Screenshot(s)/video(s) showing the problem:

N/A

I have read the FAQ.

done needs testing

All 13 comments

Hm, this is tricky to solve...

It seems that softwareupdate doesn't check if there is an internet connection before doing its business

And this is the tricky bit. "Being online" is not that well defined. Some hosts might work, others won't. In your case, the hosts against which the update checks are performed (probably github.com for all of them) can't be resolved. But what if those are simply wrongly configured or down?

The software update mechanism is fully modular - each plugin decides on their own how to check itself for an update. If a plugin author decides to implement their own update check (which is perfectly valid and possible), how should I know if that requires connectivity, and if so to what host? How should I decide what constitutes a working internet connection in the first place? If it's just github that's down (which actually does happen from time to time) but you have some plugins that are hosted elsewhere, an update check should still work. Being able to resolve some arbitrary name like "google.com" also is no solid indicator - it might simple be resolving to an internal host.

The only way I have for figuring out if querying a version check is possible or not is actually querying it. If it falls on its face due to a missing internet connection - well, I won't know that before I try.

I agree though that it is a problem that the server is blocked while the (failing) checks are performed. To fix that though the whole update check needs to be switched to an asynchronous model. Not impossible, but also not something that can quickly be changed. I'll look into that though.

In the meantime, any suggestions on how to do an online check given the above limitations are welcome.

Configurable IP to ping, if no reply is obtained, assume offline / internal network only operation and disable the update plugin? Or would that require a reboot?

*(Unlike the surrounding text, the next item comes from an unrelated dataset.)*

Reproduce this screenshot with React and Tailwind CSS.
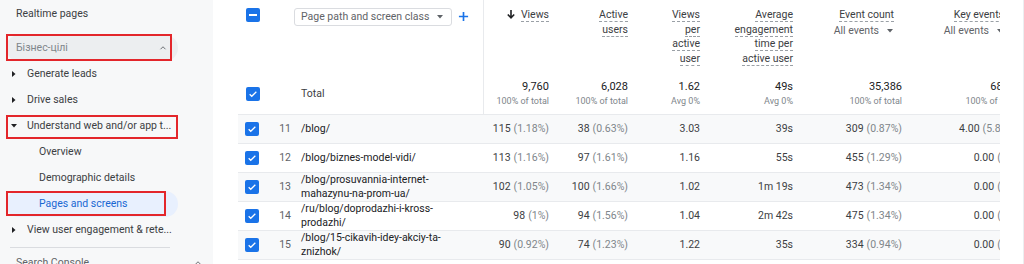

In the past, a common method was to use NTP with a reasonable distributed target for the NTP host to check (pool.ntp.org, for example). For non-essential services such as OPs plugin update, if the target doesn't immediately respond, assume offline during that check, log, and move on business as usual. If 5 checks fail in a row (let's say 5 days, if it checks for updates once/day) then present a "Cannot connect to Internet to check for updates" notice in the UI feedback so they can investigate.

Since those relative dark NTP ages, many have come to rely on the 2 google DNS hosts for this purpose (8.8.8.8 and 8.8.4.4) since they have proven as robust — if not more — than the community-ran ntp.org pool, only because it has resource$ poured into it to do so.

Anyway, those are simple ways many have historically checked for I'net connectivity.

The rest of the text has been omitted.